Este procedimiento no fue dimanado del agravio que hacen conservar los americanos por haber mandado el general Santa Anna fusilar a sangre fría, como ellos dicen, a unos americanos rendidos en Mata Gorda. Pero aun cuando haya sucedido así, nosotros no teníamos culpa alguna, pues antes los hemos tenido muy a mal y estoy cierto en que casi toda la nación mexicana esta resentida de este crimen que cometió Santa Anna.
Vuelvo a decir que no han sido nuestros padecimientos por lo que queda dicho sino por el odio que estos hombres han adquirido contra los mexicanos, porque las noticias de los nuestros de orden del general Santa Anna, no se sabían ni podían saberse porque no había tiempo ni por mar ni mucho menos por tierra porque la presa de nosotros fue el día 3 de abril del presente año y a los dos días nos entregaron a la Brutus. Esta es constante y nuestros padecimientos lo son también porque los han observado hasta las gentes que se hallaban en otros buques, a distancia como de veinte baras y, por su tradición, casi es público y notorio los crímenes que contra nosotros han cometido Brown y sus satélites que trajinan por las costas del mar Atlántico de la nación mexicana.
Puedo llegar al defecto de ser cansado, pero si bien se examina es necesario hablar muy por menos de esta materia por las trascendencias que deben causarse.
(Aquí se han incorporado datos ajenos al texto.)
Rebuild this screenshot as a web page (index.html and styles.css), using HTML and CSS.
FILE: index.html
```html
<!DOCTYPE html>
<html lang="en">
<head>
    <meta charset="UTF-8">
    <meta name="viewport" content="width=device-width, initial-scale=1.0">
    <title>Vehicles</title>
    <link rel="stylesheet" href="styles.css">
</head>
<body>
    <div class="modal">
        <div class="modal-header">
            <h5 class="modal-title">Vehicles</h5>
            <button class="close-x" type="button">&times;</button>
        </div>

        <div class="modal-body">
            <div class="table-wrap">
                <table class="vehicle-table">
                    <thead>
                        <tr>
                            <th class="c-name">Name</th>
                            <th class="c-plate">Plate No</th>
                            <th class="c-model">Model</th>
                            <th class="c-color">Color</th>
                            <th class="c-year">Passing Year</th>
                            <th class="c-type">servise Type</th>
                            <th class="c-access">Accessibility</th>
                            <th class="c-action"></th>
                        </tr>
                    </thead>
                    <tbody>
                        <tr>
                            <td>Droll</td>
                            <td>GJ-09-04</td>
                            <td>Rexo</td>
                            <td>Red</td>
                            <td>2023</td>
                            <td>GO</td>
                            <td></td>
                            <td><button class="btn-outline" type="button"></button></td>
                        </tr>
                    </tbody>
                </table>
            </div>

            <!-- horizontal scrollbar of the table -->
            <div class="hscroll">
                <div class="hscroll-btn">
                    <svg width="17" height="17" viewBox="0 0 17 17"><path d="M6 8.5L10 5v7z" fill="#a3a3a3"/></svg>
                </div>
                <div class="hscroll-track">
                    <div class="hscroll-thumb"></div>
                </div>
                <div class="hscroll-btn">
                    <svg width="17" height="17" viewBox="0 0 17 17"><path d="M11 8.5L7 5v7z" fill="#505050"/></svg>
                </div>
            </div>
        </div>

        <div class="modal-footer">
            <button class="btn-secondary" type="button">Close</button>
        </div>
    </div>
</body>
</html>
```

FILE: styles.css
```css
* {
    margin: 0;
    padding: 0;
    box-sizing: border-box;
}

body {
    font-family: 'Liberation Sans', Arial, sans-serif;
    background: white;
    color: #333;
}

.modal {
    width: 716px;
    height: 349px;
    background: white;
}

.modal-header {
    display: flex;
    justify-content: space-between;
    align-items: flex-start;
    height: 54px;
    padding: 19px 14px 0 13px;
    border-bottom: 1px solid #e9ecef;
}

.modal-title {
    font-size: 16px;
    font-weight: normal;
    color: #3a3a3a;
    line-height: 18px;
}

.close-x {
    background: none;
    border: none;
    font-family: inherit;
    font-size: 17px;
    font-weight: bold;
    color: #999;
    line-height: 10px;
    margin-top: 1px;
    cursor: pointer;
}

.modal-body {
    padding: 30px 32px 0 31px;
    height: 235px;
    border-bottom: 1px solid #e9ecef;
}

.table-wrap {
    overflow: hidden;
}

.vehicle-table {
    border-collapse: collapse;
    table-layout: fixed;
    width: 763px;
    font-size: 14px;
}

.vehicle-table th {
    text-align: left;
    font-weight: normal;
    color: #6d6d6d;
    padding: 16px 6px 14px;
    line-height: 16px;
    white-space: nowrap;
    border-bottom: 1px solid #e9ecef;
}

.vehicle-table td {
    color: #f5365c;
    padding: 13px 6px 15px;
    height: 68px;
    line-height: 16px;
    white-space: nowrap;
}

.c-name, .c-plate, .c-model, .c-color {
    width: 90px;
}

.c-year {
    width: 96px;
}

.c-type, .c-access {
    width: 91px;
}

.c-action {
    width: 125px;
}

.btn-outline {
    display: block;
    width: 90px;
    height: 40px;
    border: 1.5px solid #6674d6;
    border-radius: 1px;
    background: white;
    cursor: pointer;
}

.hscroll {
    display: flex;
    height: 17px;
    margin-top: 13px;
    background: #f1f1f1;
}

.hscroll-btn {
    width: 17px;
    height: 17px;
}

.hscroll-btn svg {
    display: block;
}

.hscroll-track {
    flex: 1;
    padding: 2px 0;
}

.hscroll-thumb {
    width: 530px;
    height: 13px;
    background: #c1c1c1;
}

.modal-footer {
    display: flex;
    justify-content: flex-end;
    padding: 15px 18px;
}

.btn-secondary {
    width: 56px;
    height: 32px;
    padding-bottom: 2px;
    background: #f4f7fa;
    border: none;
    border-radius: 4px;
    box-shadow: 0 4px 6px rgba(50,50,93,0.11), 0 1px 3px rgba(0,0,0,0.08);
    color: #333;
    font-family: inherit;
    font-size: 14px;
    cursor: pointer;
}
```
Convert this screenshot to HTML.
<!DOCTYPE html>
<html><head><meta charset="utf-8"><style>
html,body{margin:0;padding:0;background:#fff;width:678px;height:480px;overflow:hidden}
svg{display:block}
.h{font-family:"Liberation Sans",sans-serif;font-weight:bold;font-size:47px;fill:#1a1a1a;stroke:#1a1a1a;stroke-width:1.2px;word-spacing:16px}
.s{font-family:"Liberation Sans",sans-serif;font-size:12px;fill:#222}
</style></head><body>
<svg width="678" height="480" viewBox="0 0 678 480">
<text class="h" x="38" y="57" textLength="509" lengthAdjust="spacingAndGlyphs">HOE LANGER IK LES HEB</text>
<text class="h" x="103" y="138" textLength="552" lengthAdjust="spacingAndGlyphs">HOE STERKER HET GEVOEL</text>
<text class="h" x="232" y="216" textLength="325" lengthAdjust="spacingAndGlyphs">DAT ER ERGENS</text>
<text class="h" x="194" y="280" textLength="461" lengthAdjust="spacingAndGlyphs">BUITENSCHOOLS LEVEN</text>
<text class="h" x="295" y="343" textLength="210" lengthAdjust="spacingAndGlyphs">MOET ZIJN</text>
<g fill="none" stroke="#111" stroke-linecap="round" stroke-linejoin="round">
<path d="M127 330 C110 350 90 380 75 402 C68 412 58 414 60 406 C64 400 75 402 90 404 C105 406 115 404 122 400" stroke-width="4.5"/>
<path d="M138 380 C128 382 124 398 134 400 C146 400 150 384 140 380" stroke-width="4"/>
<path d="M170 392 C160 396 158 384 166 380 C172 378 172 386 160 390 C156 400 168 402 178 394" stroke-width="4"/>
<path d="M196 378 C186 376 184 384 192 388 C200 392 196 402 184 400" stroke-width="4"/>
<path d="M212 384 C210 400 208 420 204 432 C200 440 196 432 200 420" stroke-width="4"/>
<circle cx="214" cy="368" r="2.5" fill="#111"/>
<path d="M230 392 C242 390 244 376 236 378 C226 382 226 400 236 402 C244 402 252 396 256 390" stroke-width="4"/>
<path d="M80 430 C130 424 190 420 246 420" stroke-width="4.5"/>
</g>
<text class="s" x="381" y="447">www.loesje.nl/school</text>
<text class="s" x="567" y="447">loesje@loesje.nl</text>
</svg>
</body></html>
Seguiré con la narración de la prisión. A pocos días de haber pasado los azotes nos pasaron de la Brutus al bergantín Pocket. Como que estaba en aquella bahía de Galveston confiscada por ellos, pero nunca nos quitaron las prisiones con las que continuamos en dicho Pocket pues, aunque allí se hallaba el señor secretario de Guerra y Marina que fue de aquí míster Robert Potter, este señor, según nos decían los guardas que nos custodiaban, se empeñaba mucho en hacer un ejemplar funesto con nosotros, disque para escarmiento de los mexicanos. Puedo decir que cuantas providencias ha habido contra estos todas las ha apoyado el señor servidor.
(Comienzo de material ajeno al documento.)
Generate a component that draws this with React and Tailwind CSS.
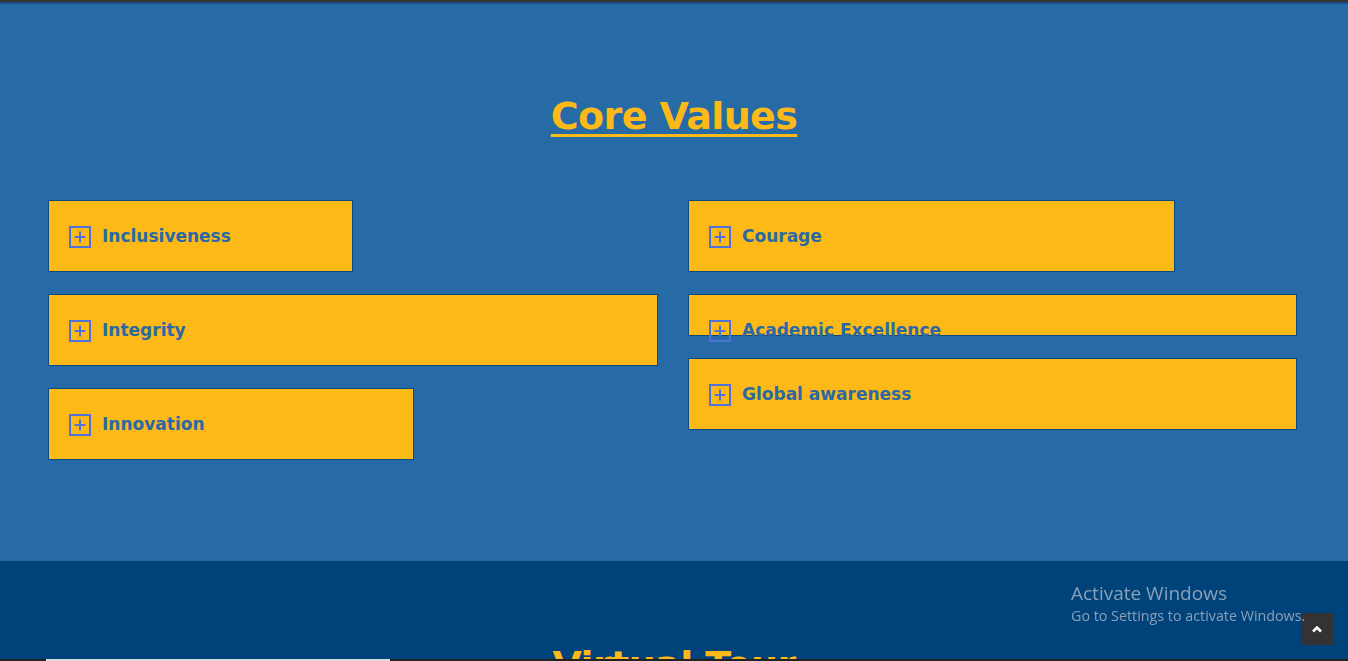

El segundo día de habernos puesto ultimadamente en el consabido Pocket, subió a bordo de él el comandante de la isla de Galveston, coronel Morgan y, habiéndose encontrado el baúl con el citado archivo, acaso porque hicieron menosprecio de él y, sabiendo dicho coronel Morgan que allí tenía yo los papeles interesantes de mi oficina, hizo que le entregue yo mismo como estaban, entrepapelados, los documentos obligatorios y demás fianzas de los comerciantes que tenían otorgados a la Hacienda Pública, cuyo valor de los enunciados papeles, pasa de 3 000 pesos. Más un poco de papel fino y ordinario que allí me quitó, con 20 pliegos más de papel sellado que por una grande escaches de papel se echó mano de este. Más allá supe que habían echado mano de los libros de blanco que estaban recién comprados. También supe que desencuadernaron todos los dichos papeles y no se sabe ni del paradero del baúl. Luego a poco sucedió la desgracia de la derrota en San Jacinto, cuya presa les desvaneció las depravadas intenciones que contra nosotros tenían, porque ya tomó el señor la providencia de mandarnos a la isla de Galveston a los tres mexicanos compañeros, pero bien recomendados al coronel Alcott para que pasáramos a los trabajos públicos. Después nos reunieron con los oficiales prisioneros de guerra en donde hicimos memoriales para el presidente de Texas, haciéndole presente que ignorábamos el delito que teníamos para tanto padecer. Dentro de un mes salió la providencia de que se nos pusiera en libertad a mí, al padre capellán del general Santa Anna y al otro compañero Ramón Murga, menos al teniente Carlos Ocampo. Y teniendo la fortuna de haber llegado a esta ciudad de Nueva Orleans y saber que la consabida goleta Invencible, con su mismo capitán Brown, se hallaba en la baliza de este río de Mississippi y que, hace tres o cuatro días, han visto en estas calles al susodicho Brown y debía salir muy pronto para Nueva York, pero que debía regresar a este punto, me he tomado el atrevimiento de recurrir a usted como único amparo que tenemos los mexicanos, para que tenga la bondad de darle curso a este manifiesto hasta ponerlo en el conocimiento del supremo gobierno de estos Estados Unidos de Norteamérica para saber de sus ulteriores resoluciones.
Se extrañará que no hagamos en un cuerpo los tres individuos una representación, pero el teniente Ocampo queda en Galveston prisionero, el otro dice que más adelante lo hará y yo lo hago porque, aunque es una misma causa, son diferentes nuestros empleos y practica en nuestros asuntos, por lo que los otros dos compañeros reclamaran cuando les convenga o puedan hacerlo. Yo sólo pido que se me paguen los 222 pesos de que antes he hablado y los perjuicios y menoscabos que se me han originado.
Pido y suplico se sirva hacer como llevo dicho tomando todas las providencias que están en su resorte para la secuela de este expediente en el que hago las protestas útiles.